Konrad Adenauer, Erster Bundeskanzler der Bundesrepublik Deutschland, auf dem Adenauerplatz – Foto: Horst Milde
Nach der ersten Biegung wird die Straße etwas eng, ich muss wieder auf das Läufer:innenfeld achten. Nach der ersten Wende am rechten Kreuzesarm an der langen Unterführung unter der S- und Fernbahn wird die leidvolle Seite Berlins sichtbar. Auf dem Fußweg reihen sich die Schlafstätten eines guten Dutzend Obdachloser aneinander. Die meisten Plätze sind schon belegt. Nur wenige der Menschen interessieren sich für das, was vor ihren Augen abläuft. Sonst sind sie an den Autoverkehr gewöhnt, heute schauen sie auf so viele Läufer:innen oder auch nicht. Gerade noch die teure Einkaufsstraße passiert und nun dieses Bild. Freude und Leid liegen also doch nah beieinander.

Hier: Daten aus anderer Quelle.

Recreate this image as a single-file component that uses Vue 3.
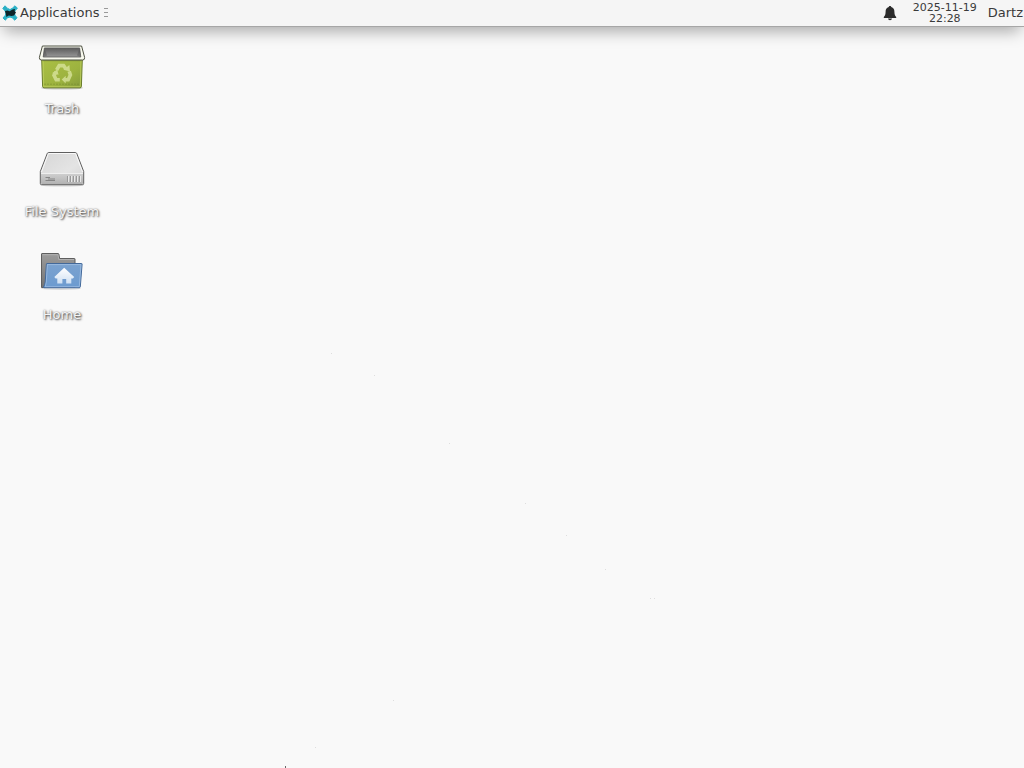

Wieder auf dem Ku‘damm ein wenig bergauf, dann zweite Wende und zur Belohnung bergab. Bei der dritten Biegung auf dem Adenauerplatz wird es etwas eng, denn schon von weitem sehe ich Blaulicht. Ein Läufer wird gerade mit einem verbundenen Knie von Sanitätern in den Rettungswagen befördert. Für ihn hat sich die Freude in Leid verwandelt. Gute Besserung!

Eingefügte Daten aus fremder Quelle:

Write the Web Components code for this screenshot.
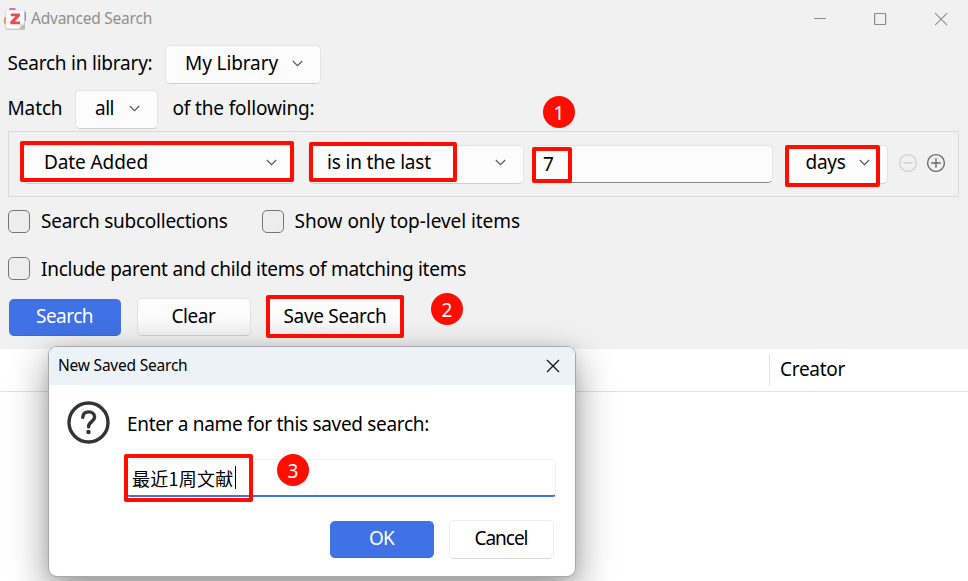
<!DOCTYPE html>
<html lang="en">
<head>
<meta charset="utf-8">
<title>Advanced Search</title>
<style>
html,body{margin:0;padding:0;overflow:hidden}
body{width:968px;height:581px;font:19px/26px "Noto Sans","Noto Sans CJK SC",sans-serif;color:#000;background:#fff}
</style>
</head>
<body>
<search-window></search-window>
<script>
function define(name, html, after) {
  const t = document.createElement('template');
  t.innerHTML = html;
  customElements.define(name, class extends HTMLElement {
    connectedCallback() {
      if (this.shadowRoot) return;
      this.attachShadow({mode: 'open'}).append(t.content.cloneNode(true));
      if (after) after.call(this, this.shadowRoot);
    }
  });
}

/* A text run spaced out to an exact advance width. */
define('fit-text', `<style>
:host{display:inline-block;white-space:pre;flex:none}
span{display:inline-block}
</style><span><slot></slot></span>`, function (r) {
  const w = parseFloat(this.getAttribute('w')), s = r.querySelector('span');
  const n = this.textContent.length;
  if (w) {
    s.style.letterSpacing = ((w - 1 - s.getBoundingClientRect().width) / n) + 'px';
    this.style.width = w + 'px';
  }
});

define('select-box', `<style>
:host{display:flex;box-sizing:border-box;height:38.5px;align-items:center;justify-content:space-between;background:#fcfcfc;border:1px solid #e3e3e3;border-bottom-color:#cfcfcf;border-radius:5px;padding:0 17.5px 3px 19px;flex:none}
svg{width:11px;height:7px;display:block;margin-top:1px}
</style><slot></slot><svg viewBox="0 0 11 7" fill="none" stroke="#555" stroke-width="1.1"><path d="M.8 1 5.5 5.7 10.2 1"/></svg>`);

define('check-item', `<style>
:host{display:flex;align-items:center;gap:11px;height:24px;flex:none}
i{box-sizing:border-box;width:22px;height:23px;border:1.5px solid #767676;border-radius:5px;background:#ededed}
div{padding-bottom:var(--lift,2px)}
</style><i></i><div><slot></slot></div>`);

define('push-button', `<style>
:host{display:flex;box-sizing:border-box;height:38.5px;align-items:center;justify-content:center;border:1px solid #e2e2e2;border-bottom-color:#cfcfcf;border-radius:5px;background:linear-gradient(#fdfdfd,#fbfbfb 55%,#f1f1f1);padding-bottom:var(--drop,3px);flex:none}
:host([primary]){background:#4072e5;color:#fff;border-color:#4072e5 #4072e5 #3e69cc;height:37px;margin-top:1px;padding-bottom:var(--drop-primary,4px)}
:host([plain]){background:#fff;border-color:#ededed #ededed #d8d8d8}
</style><slot></slot>`);

define('mark-frame', `<style>
:host{position:absolute;box-sizing:border-box;border:4px solid #ff0d00;border-radius:2px}
</style>`, function () {
  const [x, y, w, h] = this.getAttribute('at').split(' ');
  Object.assign(this.style, {left: x + 'px', top: y + 'px', width: w + 'px', height: h + 'px'});
});

define('mark-badge', `<style>
:host{position:absolute;width:32px;height:32px;border-radius:50%;background:#ff0d00;color:#fff;display:flex;align-items:center;justify-content:center;font-size:19px;line-height:32px}
div{padding-top:1px}
</style><div><slot></slot></div>`, function () {
  const [x, y] = this.getAttribute('at').split(' ');
  Object.assign(this.style, {left: x + 'px', top: y + 'px'});
});

define('title-bar', `<style>
:host{display:flex;box-sizing:border-box;height:38px;align-items:center;color:#8f8f8f;font-size:15.5px;padding:0 0 2px 3px}
.logo{width:23px;height:23px;margin-right:5px}
.sys{margin-left:auto;display:flex;gap:46px;padding:1px 20.500px 0 0}
.sys svg{width:14px;height:14px;display:block}
</style>
<svg class="logo" viewBox="0 0 22 22"><rect x="6" y="1" width="6" height="4" fill="#c878a8"/><rect x="1" y="10" width="4" height="6" fill="#f08a5c"/><rect x="18" y="5" width="4" height="8" fill="#7490e4"/><rect x="2.5" y="2.8" width="18.5" height="19" rx="1.5" fill="#b9b9b9"/><path d="M3 3h17.300v13l-4.800 4.700H3z" fill="#fafafa"/><path d="M20.300 15.500l-4.800 5.200.4-4z" fill="#dedbc8"/><path d="M7.500 6.200h8.700v2.500L11.300 13.800h5V16.500H7v-2.600l5-5.100H7.500z" fill="#f14853"/></svg>
<fit-text w="122">Advanced Search</fit-text>
<div class="sys">
<svg viewBox="0 0 14 14" stroke="#8c8c8c" stroke-width="1"><path d="M0 6.500h12"/></svg>
<svg viewBox="0 0 14 14" fill="none" stroke="#8c8c8c" stroke-width="1.200"><rect x=".6" y="1.500" width="11" height="11" rx=".5"/></svg>
<svg viewBox="0 0 14 14" stroke="#8c8c8c" stroke-width="1.100"><path d="M1.100 1.100l12 12M13.100 1.100l-12 12"/></svg>
</div>`);

define('condition-row', `<style>
:host{display:flex;box-sizing:border-box;width:951px;height:66px;border:1px solid #dadada;padding:13px 0 0 14px;margin-left:8px}
.field{box-sizing:border-box;width:240px;height:38px;background:#fcfcfc;border:1px solid #e3e3e3;border-bottom:1px solid #858585;border-radius:5px;margin:0 12.500px 0 9.500px;padding:5px 0 0 9px}
.ops{display:flex;gap:8px;margin:8px 0 0 10px}
select-box{padding-bottom:4px;padding-right:17px}
svg{width:20px;height:20px;display:block}
</style>
<select-box style="width:272px;padding-left:20px"><fit-text w="105">Date Added</fit-text></select-box>
<select-box style="width:215.500px;margin-left:13px;padding-left:18px"><fit-text w="105">is in the last</fit-text></select-box>
<div class="field"><fit-text>7</fit-text></div>
<select-box style="width:102px"><fit-text w="41">days</fit-text></select-box>
<div class="ops">
<svg viewBox="0 0 20 20" fill="none" stroke="#d0d0d0" stroke-width="1.300"><circle cx="10" cy="10" r="8.400"/><path d="M5.500 10h9"/></svg>
<svg viewBox="0 0 20 20" fill="none" stroke="#6b6b6b" stroke-width="1.400"><circle cx="10" cy="10" r="8.400"/><path d="M5.200 10h9.600M10 5.200v9.600"/></svg>
</div>`);

define('name-dialog', `<style>
:host{position:absolute;left:48px;top:346px;width:528px;height:231px;box-sizing:border-box;border:1px solid #a9a9a9;border-radius:9px;background:#fff;overflow:hidden;box-shadow:0 15px 38px rgba(0,0,0,.42),0 0 12px rgba(0,0,0,.08)}
header{display:flex;justify-content:space-between;align-items:center;height:38px;background:linear-gradient(90deg,#ecf3f7,#edf2f9 40%,#edf2f7);font-size:15.500px;padding:0 15px 0 9px}
header fit-text{padding-bottom:2px}
header svg{width:14px;height:14px}
.ask{display:flex;align-items:center;padding:16px 0 0 18px}
.ask svg{width:43px;height:43px;margin-right:17px}
.ask fit-text{padding-top:3px}
.field{display:flex;box-sizing:border-box;width:429px;height:38px;margin:15px 0 0 78px;border:1px solid #efefef;border-bottom:2px solid #4072e5;border-radius:5px 5px 3px 3px;padding:5px 0 0 4px;font:18px/26px "Noto Sans CJK SC",sans-serif}
.caret{width:1px;height:23px;background:#000;margin-top:1px}
.acts{display:flex;justify-content:flex-end;gap:15px;padding:23px 21px 0 0}
</style>
<header><fit-text w="130.500">New Saved Search</fit-text><svg viewBox="0 0 14 14" stroke="#111" stroke-width="1.200"><path d="M1 1l12 12M13 1L1 13"/></svg></header>
<div class="ask"><svg viewBox="0 0 43 43" fill="none" stroke="#333" stroke-width="3.400"><circle cx="21.500" cy="21.500" r="19.500"/><path d="M15.700 16.300c.3-3.500 2.600-5.400 5.900-5.400 3.500 0 6 2 6 5.100 0 4.800-6 4.600-6 9.800" stroke-linecap="round"/><circle cx="21.500" cy="31" r="2.200" fill="#333" stroke="none"/></svg><fit-text w="303">Enter a name for this saved search:</fit-text></div>
<div class="field"><fit-text w="102.500">最近1周文献</fit-text><span class="caret"></span></div>
<div class="acts"><push-button primary style="width:104px"><fit-text w="26">OK</fit-text></push-button><push-button plain style="width:105px"><fit-text w="54">Cancel</fit-text></push-button></div>`);

define('search-window', `<style>
:host{display:block;position:relative;width:968px;height:581px;overflow:hidden;background:#fff}
.panel{height:349px;background:#f1f1f1}
.row{display:flex;align-items:center}
.row>fit-text{padding-bottom:3px}
.checks{gap:33px;padding-left:8px}
.buttons{display:flex;padding-left:9px;margin-top:17px;gap:16px;--drop:1px;--drop-primary:2px}
.results{display:flex;height:42px;border-bottom:1px solid #e0e0e0;align-items:center;justify-content:flex-end}
.creator{display:flex;align-items:center;box-sizing:border-box;width:199px;height:32px;border-left:1px solid #e2e2e2;padding:0 0 3px 10px}
</style>
<div class="panel">
<title-bar></title-bar>
<div class="row" style="padding:7px 0 0 7.500px"><fit-text w="146">Search in library:</fit-text><select-box style="width:156px;margin-left:11.500px"><fit-text w="94">My Library</fit-text></select-box></div>
<div class="row" style="padding:6.500px 0 0 7.500px"><fit-text w="56">Match</fit-text><select-box style="width:83px;margin-left:11.500px;padding-right:17px"><fit-text w="20">all</fit-text></select-box><fit-text w="143" style="margin-left:14.500px">of the following:</fit-text></div>
<condition-row style="margin-top:2.500px"></condition-row>
<div class="row checks" style="margin-top:12.500px"><check-item><fit-text w="187.500">Search subcollections</fit-text></check-item><check-item><fit-text w="226.500">Show only top-level items</fit-text></check-item></div>
<div class="row checks" style="margin-top:23px;--lift:0px"><check-item><fit-text w="426">Include parent and child items of matching items</fit-text></check-item></div>
<div class="buttons"><push-button primary style="width:112px"><fit-text w="58">Search</fit-text></push-button><push-button style="width:114px"><fit-text w="45">Clear</fit-text></push-button><push-button style="width:137px"><fit-text w="104">Save Search</fit-text></push-button></div>
</div>
<div class="results"><div class="creator"><fit-text w="66">Creator</fit-text></div></div>
<name-dialog></name-dialog>
<mark-frame at="20 141 274 41"></mark-frame>
<mark-frame at="309 142 148 40"></mark-frame>
<mark-frame at="532 147 40 36"></mark-frame>
<mark-frame at="785 145 95 42"></mark-frame>
<mark-frame at="266 295 138 43"></mark-frame>
<mark-frame at="124 454 129 48"></mark-frame>
<mark-badge at="543 96">1</mark-badge>
<mark-badge at="431 293">2</mark-badge>
<mark-badge at="277 454">3</mark-badge>`);
</script>
</body>
</html>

Dann Querbalken links oder die Brandenburger Straße hinauf. Es wird gerade etwas langweilig, da höre ich meinen Namen rufen. Anne und Roland aus unserem Lauftreff feuern mich an! Das motiviert! Es folgt Getränkepunkt zwei und eine Streckendusche. Der laue Sommerabend dämmert und ab und zu weht ein angenehmer Luftzug. Nach der dritten und letzten Wende gehen die Straßenlampen an und bei der vierten Biegung auf dem Adenauerplatz sehe ich neben den Cheerleaderinnen auch die Band. Tolle Musik, erste Zuschauer:innen tanzen – na gut – ich renne weiter!
Der letzte gute Kilometer wieder über den edlen Teil des Ku‘damms, nochmal vorbei am Lieblingskino und schon sehe ich den bunt leuchtenden Zielbogen unter dem alten und dem neuen Turm der Gedächtniskirche.
Apropos bunt! Toll ist der Spruch in Regenbogenfarben auf allen Startnummern: „PARTY ALL NIGHT LONG“. Vor einer Woche hatte der Bundestag zum ersten Mal die Regenbogenfahne gehisst und es war die größte aller Berliner CSD-Demos. Ich war dabei und habe mit etlichen queeren Menschen gesprochen, die über diese Solidarität sehr froh sind.
Der SCC Events hatte es vorab vermeldet: „wenn wir – gemeinsam mit dem Bündnis gegen Homophobie – für gleiche Rechte, Diversität und Respekt eintreten.“ Um so trauriger, dass Lauffreund Martin uns nach dem Lauf erzählt, dass ein Läufer neben ihm im Start, diesen Satz bewusst umgeknickt hat, damit er nicht zu lesen ist!
Die Helden sind müde … Foto: Horst Milde
Nach einer guten Stunde habe ich meine Medaille mit 2674 anderen Läufer:innen auf zehn Kilometern erlaufen. Es ist eine schwarze 30 mit den beiden Türmen der Gedächtniskirche und ihren zwei Turmkreuzen. Ein letzter Gedanke zum Kreuzweg – der neue Berliner Kreuzweg – mit Leid und noch viel, viel mehr Freude!
Das Ziel nach 10 Kilometern – früher stand hier das Ziel des BERLIN-MARATHON – Foto: Horst Milde
Freuen wir uns auf eine bunte und laute und friedliche City-Night 2023!